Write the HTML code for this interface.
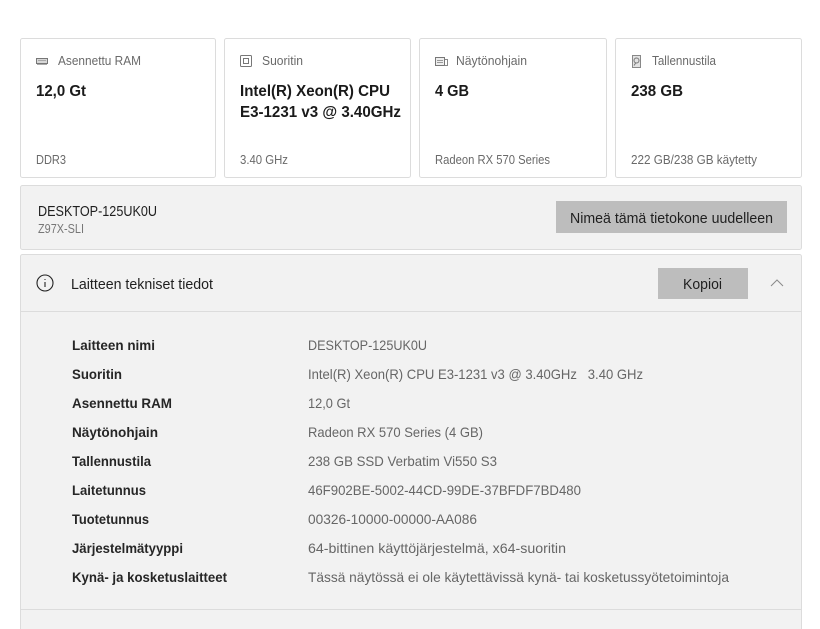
<!DOCTYPE html>
<html lang="fi">
<head>
<meta charset="utf-8">
<title>Tietoja</title>
<style>
html,body{margin:0;padding:0;background:#fff;width:820px;height:629px;overflow:hidden}
svg{display:block}
text{font-family:"Liberation Sans",sans-serif;font-size:14px;fill:#5f5f5f}
.cap{font-size:12.5px;fill:#6a6a6a}
.big{font-size:16px;font-weight:bold;fill:#1a1a1a}
.sub{font-size:12.5px;fill:#6a6a6a}
.dark{font-size:14.5px;fill:#1f1f1f}
.lb{font-size:14px;font-weight:bold;fill:#262626}
.val{font-size:14px;fill:#666}
</style>
</head>
<body>
<svg width="820" height="629" viewBox="0 0 820 629" xmlns="http://www.w3.org/2000/svg">
<rect width="820" height="629" fill="#fff"/>

<!-- cards -->
<g fill="#fff" stroke="#dcdcdc">
<rect x="20.5" y="38.5" width="195" height="139" rx="2"/>
<rect x="224.5" y="38.5" width="186" height="139" rx="2"/>
<rect x="419.5" y="38.5" width="187" height="139" rx="2"/>
<rect x="615.5" y="38.5" width="186" height="139" rx="2"/>
</g>

<!-- card icons -->
<g fill="none" stroke="#777" stroke-width="1">
<rect x="36.5" y="58.5" width="11" height="5" fill="#d8d8d8"/>
<path d="M38.5 60.5h7" stroke="#777" stroke-dasharray="1 1"/>
<path d="M37 64.5h10" stroke="#aaa"/>
<rect x="240.5" y="55.5" width="11" height="11" rx="1"/>
<rect x="243.5" y="58.5" width="5" height="5"/>
<rect x="435.5" y="57.5" width="9" height="8" fill="#eee"/>
<path d="M437 60.5h6M437 62.5h6" stroke="#999"/>
<path d="M444.5 59.5h3v6h-3" stroke="#888"/>
<rect x="632.5" y="55.5" width="8" height="12" fill="#e2e2e2" stroke="#888"/>
<circle cx="636.5" cy="60.5" r="2.5"/>
<path d="M634 65.5l2-3" stroke="#777"/>
</g>

<!-- card text -->
<text class="cap" x="58" y="65" textLength="83" lengthAdjust="spacingAndGlyphs">Asennettu RAM</text>
<text class="big" x="36" y="96" textLength="50" lengthAdjust="spacingAndGlyphs">12,0 Gt</text>
<text class="sub" x="36" y="164" textLength="30" lengthAdjust="spacingAndGlyphs">DDR3</text>

<text class="cap" x="262" y="65" textLength="41" lengthAdjust="spacingAndGlyphs">Suoritin</text>
<text class="big" x="240" y="96" textLength="150" lengthAdjust="spacingAndGlyphs">Intel(R) Xeon(R) CPU</text>
<text class="big" x="240" y="117" textLength="161" lengthAdjust="spacingAndGlyphs">E3-1231 v3 @ 3.40GHz</text>
<text class="sub" x="240" y="164" textLength="48" lengthAdjust="spacingAndGlyphs">3.40 GHz</text>

<text class="cap" x="456" y="65" textLength="71" lengthAdjust="spacingAndGlyphs">Näytönohjain</text>
<text class="big" x="435" y="96" textLength="34" lengthAdjust="spacingAndGlyphs">4 GB</text>
<text class="sub" x="435" y="164" textLength="115" lengthAdjust="spacingAndGlyphs">Radeon RX 570 Series</text>

<text class="cap" x="652" y="65" textLength="64" lengthAdjust="spacingAndGlyphs">Tallennustila</text>
<text class="big" x="631" y="96" textLength="52" lengthAdjust="spacingAndGlyphs">238 GB</text>
<text class="sub" x="631" y="164" textLength="126" lengthAdjust="spacingAndGlyphs">222 GB/238 GB käytetty</text>

<!-- device name panel -->
<rect x="20.5" y="185.5" width="781" height="64" rx="2" fill="#f2f2f2" stroke="#dcdcdc"/>
<text class="dark" x="38" y="216" textLength="119" lengthAdjust="spacingAndGlyphs">DESKTOP-125UK0U</text>
<text class="sub" x="38" y="233" textLength="46" lengthAdjust="spacingAndGlyphs" style="fill:#777">Z97X-SLI</text>
<rect x="556" y="201" width="231" height="32" fill="#bdbdbd"/>
<text class="dark" x="570" y="223" textLength="203" lengthAdjust="spacingAndGlyphs">Nimeä tämä tietokone uudelleen</text>

<!-- specs panel -->
<rect x="20.5" y="254.5" width="781" height="380" rx="2" fill="#f2f2f2" stroke="#dcdcdc"/>
<path d="M21 311.5h780M21 609.5h780" stroke="#dcdcdc" fill="none"/>

<circle cx="45" cy="283" r="8" fill="none" stroke="#222" stroke-width="1.1"/>
<path d="M45 282v5" stroke="#222" stroke-width="1.1" fill="none"/>
<rect x="44.5" y="279" width="1" height="1" fill="#222"/>

<text class="dark" x="71" y="289" textLength="142" lengthAdjust="spacingAndGlyphs">Laitteen tekniset tiedot</text>
<rect x="658" y="268" width="90" height="31" fill="#bdbdbd"/>
<text class="dark" x="683" y="289" textLength="39" lengthAdjust="spacingAndGlyphs">Kopioi</text>
<path d="M771 286l6-6 6 6" fill="none" stroke="#8a8a8a" stroke-width="1"/>

<!-- rows -->
<text class="lb" x="72" y="350" textLength="83" lengthAdjust="spacingAndGlyphs">Laitteen nimi</text>
<text class="val" x="308" y="350" textLength="119" lengthAdjust="spacingAndGlyphs">DESKTOP-125UK0U</text>
<text class="lb" x="72" y="379" textLength="50" lengthAdjust="spacingAndGlyphs">Suoritin</text>
<text class="val" x="308" y="379" textLength="335" lengthAdjust="spacingAndGlyphs" xml:space="preserve">Intel(R) Xeon(R) CPU E3-1231 v3 @ 3.40GHz   3.40 GHz</text>
<text class="lb" x="72" y="408" textLength="100" lengthAdjust="spacingAndGlyphs">Asennettu RAM</text>
<text class="val" x="308" y="408" textLength="42" lengthAdjust="spacingAndGlyphs">12,0 Gt</text>
<text class="lb" x="72" y="437" textLength="86" lengthAdjust="spacingAndGlyphs">Näytönohjain</text>
<text class="val" x="308" y="437" textLength="175" lengthAdjust="spacingAndGlyphs">Radeon RX 570 Series (4 GB)</text>
<text class="lb" x="72" y="466" textLength="79" lengthAdjust="spacingAndGlyphs">Tallennustila</text>
<text class="val" x="308" y="466" textLength="189" lengthAdjust="spacingAndGlyphs">238 GB SSD Verbatim Vi550 S3</text>
<text class="lb" x="72" y="495" textLength="74" lengthAdjust="spacingAndGlyphs">Laitetunnus</text>
<text class="val" x="308" y="495" textLength="273" lengthAdjust="spacingAndGlyphs">46F902BE-5002-44CD-99DE-37BFDF7BD480</text>
<text class="lb" x="72" y="524" textLength="77" lengthAdjust="spacingAndGlyphs">Tuotetunnus</text>
<text class="val" x="308" y="524" textLength="169" lengthAdjust="spacingAndGlyphs">00326-10000-00000-AA086</text>
<text class="lb" x="72" y="553" textLength="111" lengthAdjust="spacingAndGlyphs">Järjestelmätyyppi</text>
<text class="val" x="308" y="553" textLength="258" lengthAdjust="spacingAndGlyphs">64-bittinen käyttöjärjestelmä, x64-suoritin</text>
<text class="lb" x="72" y="582" textLength="155" lengthAdjust="spacingAndGlyphs">Kynä- ja kosketuslaitteet</text>
<text class="val" x="308" y="582" textLength="421" lengthAdjust="spacingAndGlyphs">Tässä näytössä ei ole käytettävissä kynä- tai kosketussyötetoimintoja</text>
</svg>
</body>
</html>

=======

Problem to solve:
Your copy of the data above should match it exactly, except that pictures are left out.

Answer to this exercise:
Write the HTML code for this interface.
<!DOCTYPE html>
<html lang="fi">
<head>
<meta charset="utf-8">
<title>Tietoja</title>
<style>
html,body{margin:0;padding:0;background:#fff;width:820px;height:629px;overflow:hidden}
svg{display:block}
text{font-family:"Liberation Sans",sans-serif;font-size:14px;fill:#5f5f5f}
.cap{font-size:12.5px;fill:#6a6a6a}
.big{font-size:16px;font-weight:bold;fill:#1a1a1a}
.sub{font-size:12.5px;fill:#6a6a6a}
.dark{font-size:14.5px;fill:#1f1f1f}
.lb{font-size:14px;font-weight:bold;fill:#262626}
.val{font-size:14px;fill:#666}
</style>
</head>
<body>
<svg width="820" height="629" viewBox="0 0 820 629" xmlns="http://www.w3.org/2000/svg">
<rect width="820" height="629" fill="#fff"/>

<!-- cards -->
<g fill="#fff" stroke="#dcdcdc">
<rect x="20.5" y="38.5" width="195" height="139" rx="2"/>
<rect x="224.5" y="38.5" width="186" height="139" rx="2"/>
<rect x="419.5" y="38.5" width="187" height="139" rx="2"/>
<rect x="615.5" y="38.5" width="186" height="139" rx="2"/>
</g>

<!-- card icons -->
<g fill="none" stroke="#777" stroke-width="1">
<rect x="36.5" y="58.5" width="11" height="5" fill="#d8d8d8"/>
<path d="M38.5 60.5h7" stroke="#777" stroke-dasharray="1 1"/>
<path d="M37 64.5h10" stroke="#aaa"/>
<rect x="240.5" y="55.5" width="11" height="11" rx="1"/>
<rect x="243.5" y="58.5" width="5" height="5"/>
<rect x="435.5" y="57.5" width="9" height="8" fill="#eee"/>
<path d="M437 60.5h6M437 62.5h6" stroke="#999"/>
<path d="M444.5 59.5h3v6h-3" stroke="#888"/>
<rect x="632.5" y="55.5" width="8" height="12" fill="#e2e2e2" stroke="#888"/>
<circle cx="636.5" cy="60.5" r="2.5"/>
<path d="M634 65.5l2-3" stroke="#777"/>
</g>

<!-- card text -->
<text class="cap" x="58" y="65" textLength="83" lengthAdjust="spacingAndGlyphs">Asennettu RAM</text>
<text class="big" x="36" y="96" textLength="50" lengthAdjust="spacingAndGlyphs">12,0 Gt</text>
<text class="sub" x="36" y="164" textLength="30" lengthAdjust="spacingAndGlyphs">DDR3</text>

<text class="cap" x="262" y="65" textLength="41" lengthAdjust="spacingAndGlyphs">Suoritin</text>
<text class="big" x="240" y="96" textLength="150" lengthAdjust="spacingAndGlyphs">Intel(R) Xeon(R) CPU</text>
<text class="big" x="240" y="117" textLength="161" lengthAdjust="spacingAndGlyphs">E3-1231 v3 @ 3.40GHz</text>
<text class="sub" x="240" y="164" textLength="48" lengthAdjust="spacingAndGlyphs">3.40 GHz</text>

<text class="cap" x="456" y="65" textLength="71" lengthAdjust="spacingAndGlyphs">Näytönohjain</text>
<text class="big" x="435" y="96" textLength="34" lengthAdjust="spacingAndGlyphs">4 GB</text>
<text class="sub" x="435" y="164" textLength="115" lengthAdjust="spacingAndGlyphs">Radeon RX 570 Series</text>

<text class="cap" x="652" y="65" textLength="64" lengthAdjust="spacingAndGlyphs">Tallennustila</text>
<text class="big" x="631" y="96" textLength="52" lengthAdjust="spacingAndGlyphs">238 GB</text>
<text class="sub" x="631" y="164" textLength="126" lengthAdjust="spacingAndGlyphs">222 GB/238 GB käytetty</text>

<!-- device name panel -->
<rect x="20.5" y="185.5" width="781" height="64" rx="2" fill="#f2f2f2" stroke="#dcdcdc"/>
<text class="dark" x="38" y="216" textLength="119" lengthAdjust="spacingAndGlyphs">DESKTOP-125UK0U</text>
<text class="sub" x="38" y="233" textLength="46" lengthAdjust="spacingAndGlyphs" style="fill:#777">Z97X-SLI</text>
<rect x="556" y="201" width="231" height="32" fill="#bdbdbd"/>
<text class="dark" x="570" y="223" textLength="203" lengthAdjust="spacingAndGlyphs">Nimeä tämä tietokone uudelleen</text>

<!-- specs panel -->
<rect x="20.5" y="254.5" width="781" height="380" rx="2" fill="#f2f2f2" stroke="#dcdcdc"/>
<path d="M21 311.5h780M21 609.5h780" stroke="#dcdcdc" fill="none"/>

<circle cx="45" cy="283" r="8" fill="none" stroke="#222" stroke-width="1.1"/>
<path d="M45 282v5" stroke="#222" stroke-width="1.1" fill="none"/>
<rect x="44.5" y="279" width="1" height="1" fill="#222"/>

<text class="dark" x="71" y="289" textLength="142" lengthAdjust="spacingAndGlyphs">Laitteen tekniset tiedot</text>
<rect x="658" y="268" width="90" height="31" fill="#bdbdbd"/>
<text class="dark" x="683" y="289" textLength="39" lengthAdjust="spacingAndGlyphs">Kopioi</text>
<path d="M771 286l6-6 6 6" fill="none" stroke="#8a8a8a" stroke-width="1"/>

<!-- rows -->
<text class="lb" x="72" y="350" textLength="83" lengthAdjust="spacingAndGlyphs">Laitteen nimi</text>
<text class="val" x="308" y="350" textLength="119" lengthAdjust="spacingAndGlyphs">DESKTOP-125UK0U</text>
<text class="lb" x="72" y="379" textLength="50" lengthAdjust="spacingAndGlyphs">Suoritin</text>
<text class="val" x="308" y="379" textLength="335" lengthAdjust="spacingAndGlyphs" xml:space="preserve">Intel(R) Xeon(R) CPU E3-1231 v3 @ 3.40GHz   3.40 GHz</text>
<text class="lb" x="72" y="408" textLength="100" lengthAdjust="spacingAndGlyphs">Asennettu RAM</text>
<text class="val" x="308" y="408" textLength="42" lengthAdjust="spacingAndGlyphs">12,0 Gt</text>
<text class="lb" x="72" y="437" textLength="86" lengthAdjust="spacingAndGlyphs">Näytönohjain</text>
<text class="val" x="308" y="437" textLength="175" lengthAdjust="spacingAndGlyphs">Radeon RX 570 Series (4 GB)</text>
<text class="lb" x="72" y="466" textLength="79" lengthAdjust="spacingAndGlyphs">Tallennustila</text>
<text class="val" x="308" y="466" textLength="189" lengthAdjust="spacingAndGlyphs">238 GB SSD Verbatim Vi550 S3</text>
<text class="lb" x="72" y="495" textLength="74" lengthAdjust="spacingAndGlyphs">Laitetunnus</text>
<text class="val" x="308" y="495" textLength="273" lengthAdjust="spacingAndGlyphs">46F902BE-5002-44CD-99DE-37BFDF7BD480</text>
<text class="lb" x="72" y="524" textLength="77" lengthAdjust="spacingAndGlyphs">Tuotetunnus</text>
<text class="val" x="308" y="524" textLength="169" lengthAdjust="spacingAndGlyphs">00326-10000-00000-AA086</text>
<text class="lb" x="72" y="553" textLength="111" lengthAdjust="spacingAndGlyphs">Järjestelmätyyppi</text>
<text class="val" x="308" y="553" textLength="258" lengthAdjust="spacingAndGlyphs">64-bittinen käyttöjärjestelmä, x64-suoritin</text>
<text class="lb" x="72" y="582" textLength="155" lengthAdjust="spacingAndGlyphs">Kynä- ja kosketuslaitteet</text>
<text class="val" x="308" y="582" textLength="421" lengthAdjust="spacingAndGlyphs">Tässä näytössä ei ole käytettävissä kynä- tai kosketussyötetoimintoja</text>
</svg>
</body>
</html>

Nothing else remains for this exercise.